RAW DATA –

========

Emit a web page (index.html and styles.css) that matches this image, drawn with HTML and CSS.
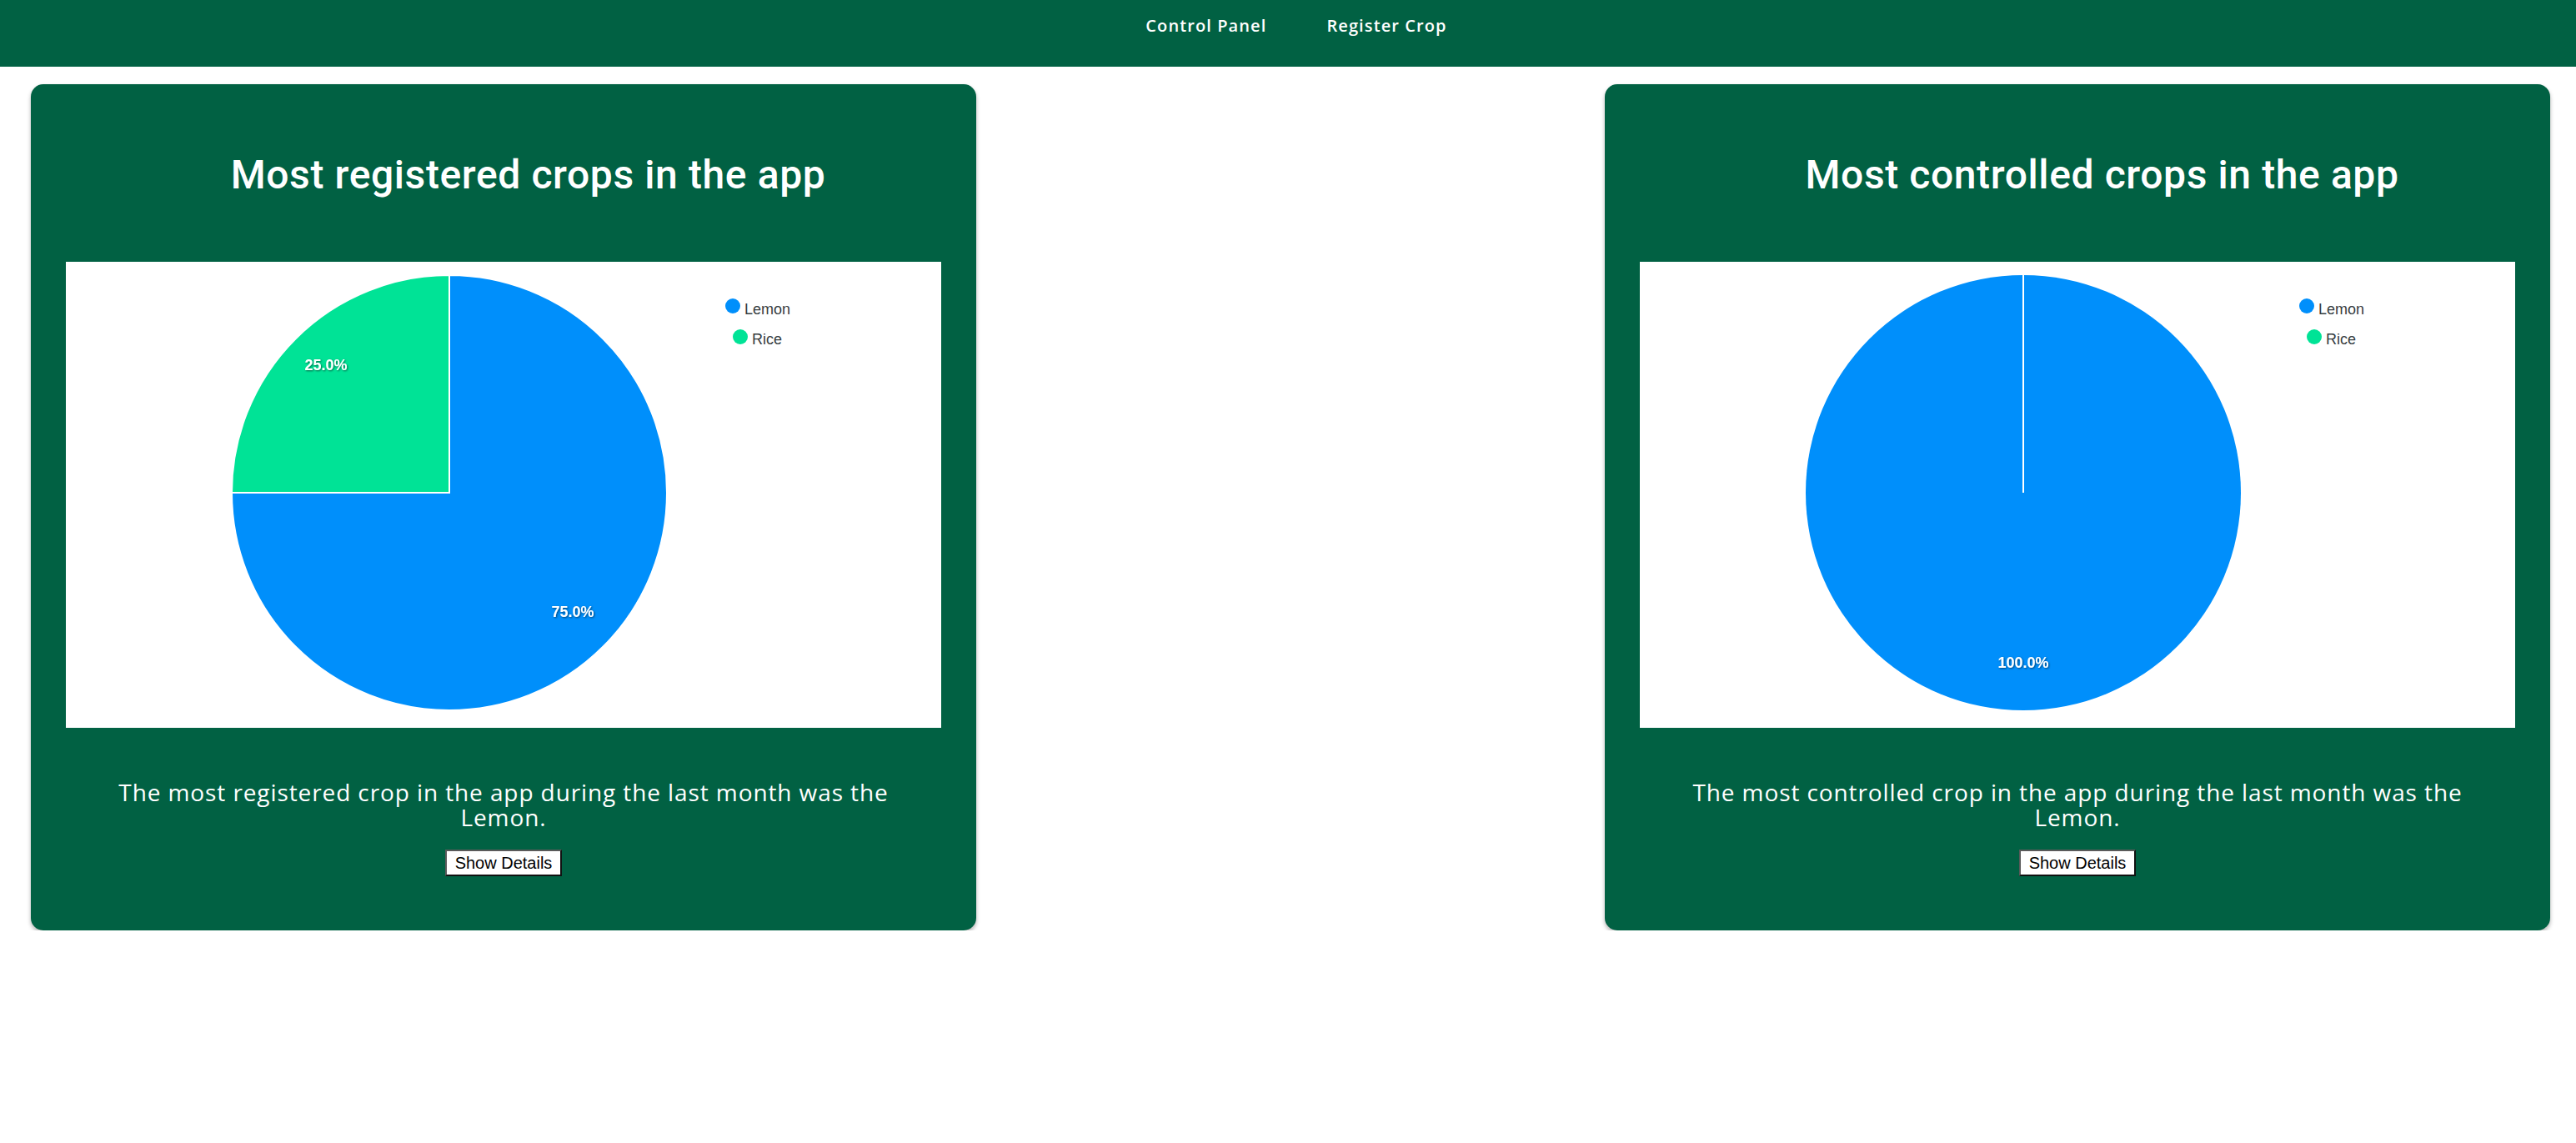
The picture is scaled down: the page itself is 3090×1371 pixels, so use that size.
FILE: index.html
```html
<!DOCTYPE html>
<html lang="en">
<head>
<meta charset="utf-8">
<title>Crops Dashboard</title>
<link rel="stylesheet" href="styles.css">
</head>
<body>
<header class="topbar">
  <nav class="nav">
    <a class="nav-link" href="#">Control Panel</a>
    <a class="nav-link" href="#">Register Crop</a>
  </nav>
</header>
<main class="dashboard">
  <section class="card">
    <h1 class="card-title">Most registered crops in the app</h1>
    <div class="chart">
      <svg class="chart-svg" width="1050" height="559" viewBox="0 0 1050 559">
        <defs>
          <filter id="ds1" x="-20%" y="-40%" width="140%" height="180%">
            <feDropShadow dx="1" dy="1" stdDeviation="1" flood-color="#000" flood-opacity="0.55"/>
          </filter>
        </defs>
        <path d="M460,277 L460,16 A261,261 0 1,1 199,277 Z" fill="#008ffb" stroke="#fff" stroke-width="2"/>
        <path d="M460,277 L199,277 A261,261 0 0,1 460,16 Z" fill="#00e396" stroke="#fff" stroke-width="2"/>
        <text class="pie-label" x="608" y="426" text-anchor="middle" filter="url(#ds1)">75.0%</text>
        <text class="pie-label" x="312" y="130" text-anchor="middle" filter="url(#ds1)">25.0%</text>
        <circle cx="800" cy="53" r="9" fill="#008ffb"/>
        <text class="legend-text" x="814" y="63">Lemon</text>
        <circle cx="809" cy="90" r="9" fill="#00e396"/>
        <text class="legend-text" x="823" y="99">Rice</text>
      </svg>
    </div>
    <p class="card-text">The most registered crop in the app during the last month was the Lemon.</p>
    <button class="details-btn" type="button">Show Details</button>
  </section>
  <section class="card">
    <h1 class="card-title">Most controlled crops in the app</h1>
    <div class="chart">
      <svg class="chart-svg" width="1050" height="559" viewBox="0 0 1050 559">
        <defs>
          <filter id="ds2" x="-20%" y="-40%" width="140%" height="180%">
            <feDropShadow dx="1" dy="1" stdDeviation="1" flood-color="#000" flood-opacity="0.55"/>
          </filter>
        </defs>
        <circle cx="460" cy="277" r="261" fill="#008ffb"/>
        <line x1="460" y1="16" x2="460" y2="277" stroke="#fff" stroke-width="2"/>
        <text class="pie-label" x="460" y="487" text-anchor="middle" filter="url(#ds2)">100.0%</text>
        <circle cx="800" cy="53" r="9" fill="#008ffb"/>
        <text class="legend-text" x="814" y="63">Lemon</text>
        <circle cx="809" cy="90" r="9" fill="#00e396"/>
        <text class="legend-text" x="823" y="99">Rice</text>
      </svg>
    </div>
    <p class="card-text">The most controlled crop in the app during the last month was the Lemon.</p>
    <button class="details-btn" type="button">Show Details</button>
  </section>
</main>
</body>
</html>
```
FILE: styles.css
```css
* {
  box-sizing: border-box;
}

body {
  margin: 0;
  background: #ffffff;
  font-family: "Open Sans", "Liberation Sans", sans-serif;
}

.topbar {
  height: 80px;
  background: #016143;
}

.nav {
  display: flex;
  justify-content: center;
  gap: 72px;
  padding: 17px 0 0 20px;
}

.nav-link {
  color: #ffffff;
  text-decoration: none;
  font-family: "Open Sans", sans-serif;
  font-weight: 600;
  font-size: 20px;
  line-height: 28px;
  letter-spacing: 1.1px;
}

.dashboard {
  display: flex;
  justify-content: space-between;
  align-items: flex-start;
  padding: 21px 31px 0 37px;
}

.card {
  width: 1134px;
  display: flex;
  flex-direction: column;
  align-items: center;
  padding: 0 42px 65px;
  background: #016143;
  border-radius: 15px;
  box-shadow: 0 3px 5px rgba(0, 0, 0, 0.3);
}

.card-title {
  align-self: stretch;
  margin: 0;
  padding: 85px 0 0 59px;
  font-family: Roboto, "Liberation Sans", sans-serif;
  font-weight: 500;
  font-size: 48px;
  line-height: 48px;
  letter-spacing: 0.6px;
  color: #ffffff;
  text-align: center;
}

.chart {
  width: 1050px;
  height: 559px;
  margin-top: 80px;
  background: #ffffff;
}

.chart-svg {
  display: block;
}

.pie-label {
  font-family: "Liberation Sans", Arial, sans-serif;
  font-weight: 700;
  font-size: 18px;
  fill: #ffffff;
}

.legend-text {
  font-family: "Liberation Sans", Arial, sans-serif;
  font-size: 18px;
  fill: #373d3f;
}

.card-text {
  width: 980px;
  margin: 62px 0 0;
  font-family: "Open Sans", sans-serif;
  font-weight: 500;
  font-size: 28px;
  line-height: 30px;
  letter-spacing: 0.9px;
  color: #ffffff;
  text-align: center;
}

.details-btn {
  margin-top: 24px;
  padding: 2px 10px;
  font-family: "Liberation Sans", Arial, sans-serif;
  font-size: 20px;
  line-height: 24px;
  color: #000000;
  background: #ffffff;
  border-width: 2px;
  border-style: solid;
  border-color: #5a5a5a #111111 #111111 #5a5a5a;
  border-radius: 0;
}
```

========

PROBLEM DETAILS –
Quote the material word for word, dropping any images it holds.

EXERCISE SOLUTION –
Emit a web page (index.html and styles.css) that matches this image, drawn with HTML and CSS.
The picture is scaled down: the page itself is 3090×1371 pixels, so use that size.
FILE: index.html
```html
<!DOCTYPE html>
<html lang="en">
<head>
<meta charset="utf-8">
<title>Crops Dashboard</title>
<link rel="stylesheet" href="styles.css">
</head>
<body>
<header class="topbar">
  <nav class="nav">
    <a class="nav-link" href="#">Control Panel</a>
    <a class="nav-link" href="#">Register Crop</a>
  </nav>
</header>
<main class="dashboard">
  <section class="card">
    <h1 class="card-title">Most registered crops in the app</h1>
    <div class="chart">
      <svg class="chart-svg" width="1050" height="559" viewBox="0 0 1050 559">
        <defs>
          <filter id="ds1" x="-20%" y="-40%" width="140%" height="180%">
            <feDropShadow dx="1" dy="1" stdDeviation="1" flood-color="#000" flood-opacity="0.55"/>
          </filter>
        </defs>
        <path d="M460,277 L460,16 A261,261 0 1,1 199,277 Z" fill="#008ffb" stroke="#fff" stroke-width="2"/>
        <path d="M460,277 L199,277 A261,261 0 0,1 460,16 Z" fill="#00e396" stroke="#fff" stroke-width="2"/>
        <text class="pie-label" x="608" y="426" text-anchor="middle" filter="url(#ds1)">75.0%</text>
        <text class="pie-label" x="312" y="130" text-anchor="middle" filter="url(#ds1)">25.0%</text>
        <circle cx="800" cy="53" r="9" fill="#008ffb"/>
        <text class="legend-text" x="814" y="63">Lemon</text>
        <circle cx="809" cy="90" r="9" fill="#00e396"/>
        <text class="legend-text" x="823" y="99">Rice</text>
      </svg>
    </div>
    <p class="card-text">The most registered crop in the app during the last month was the Lemon.</p>
    <button class="details-btn" type="button">Show Details</button>
  </section>
  <section class="card">
    <h1 class="card-title">Most controlled crops in the app</h1>
    <div class="chart">
      <svg class="chart-svg" width="1050" height="559" viewBox="0 0 1050 559">
        <defs>
          <filter id="ds2" x="-20%" y="-40%" width="140%" height="180%">
            <feDropShadow dx="1" dy="1" stdDeviation="1" flood-color="#000" flood-opacity="0.55"/>
          </filter>
        </defs>
        <circle cx="460" cy="277" r="261" fill="#008ffb"/>
        <line x1="460" y1="16" x2="460" y2="277" stroke="#fff" stroke-width="2"/>
        <text class="pie-label" x="460" y="487" text-anchor="middle" filter="url(#ds2)">100.0%</text>
        <circle cx="800" cy="53" r="9" fill="#008ffb"/>
        <text class="legend-text" x="814" y="63">Lemon</text>
        <circle cx="809" cy="90" r="9" fill="#00e396"/>
        <text class="legend-text" x="823" y="99">Rice</text>
      </svg>
    </div>
    <p class="card-text">The most controlled crop in the app during the last month was the Lemon.</p>
    <button class="details-btn" type="button">Show Details</button>
  </section>
</main>
</body>
</html>
```
FILE: styles.css
```css
* {
  box-sizing: border-box;
}

body {
  margin: 0;
  background: #ffffff;
  font-family: "Open Sans", "Liberation Sans", sans-serif;
}

.topbar {
  height: 80px;
  background: #016143;
}

.nav {
  display: flex;
  justify-content: center;
  gap: 72px;
  padding: 17px 0 0 20px;
}

.nav-link {
  color: #ffffff;
  text-decoration: none;
  font-family: "Open Sans", sans-serif;
  font-weight: 600;
  font-size: 20px;
  line-height: 28px;
  letter-spacing: 1.1px;
}

.dashboard {
  display: flex;
  justify-content: space-between;
  align-items: flex-start;
  padding: 21px 31px 0 37px;
}

.card {
  width: 1134px;
  display: flex;
  flex-direction: column;
  align-items: center;
  padding: 0 42px 65px;
  background: #016143;
  border-radius: 15px;
  box-shadow: 0 3px 5px rgba(0, 0, 0, 0.3);
}

.card-title {
  align-self: stretch;
  margin: 0;
  padding: 85px 0 0 59px;
  font-family: Roboto, "Liberation Sans", sans-serif;
  font-weight: 500;
  font-size: 48px;
  line-height: 48px;
  letter-spacing: 0.6px;
  color: #ffffff;
  text-align: center;
}

.chart {
  width: 1050px;
  height: 559px;
  margin-top: 80px;
  background: #ffffff;
}

.chart-svg {
  display: block;
}

.pie-label {
  font-family: "Liberation Sans", Arial, sans-serif;
  font-weight: 700;
  font-size: 18px;
  fill: #ffffff;
}

.legend-text {
  font-family: "Liberation Sans", Arial, sans-serif;
  font-size: 18px;
  fill: #373d3f;
}

.card-text {
  width: 980px;
  margin: 62px 0 0;
  font-family: "Open Sans", sans-serif;
  font-weight: 500;
  font-size: 28px;
  line-height: 30px;
  letter-spacing: 0.9px;
  color: #ffffff;
  text-align: center;
}

.details-btn {
  margin-top: 24px;
  padding: 2px 10px;
  font-family: "Liberation Sans", Arial, sans-serif;
  font-size: 20px;
  line-height: 24px;
  color: #000000;
  background: #ffffff;
  border-width: 2px;
  border-style: solid;
  border-color: #5a5a5a #111111 #111111 #5a5a5a;
  border-radius: 0;
}
```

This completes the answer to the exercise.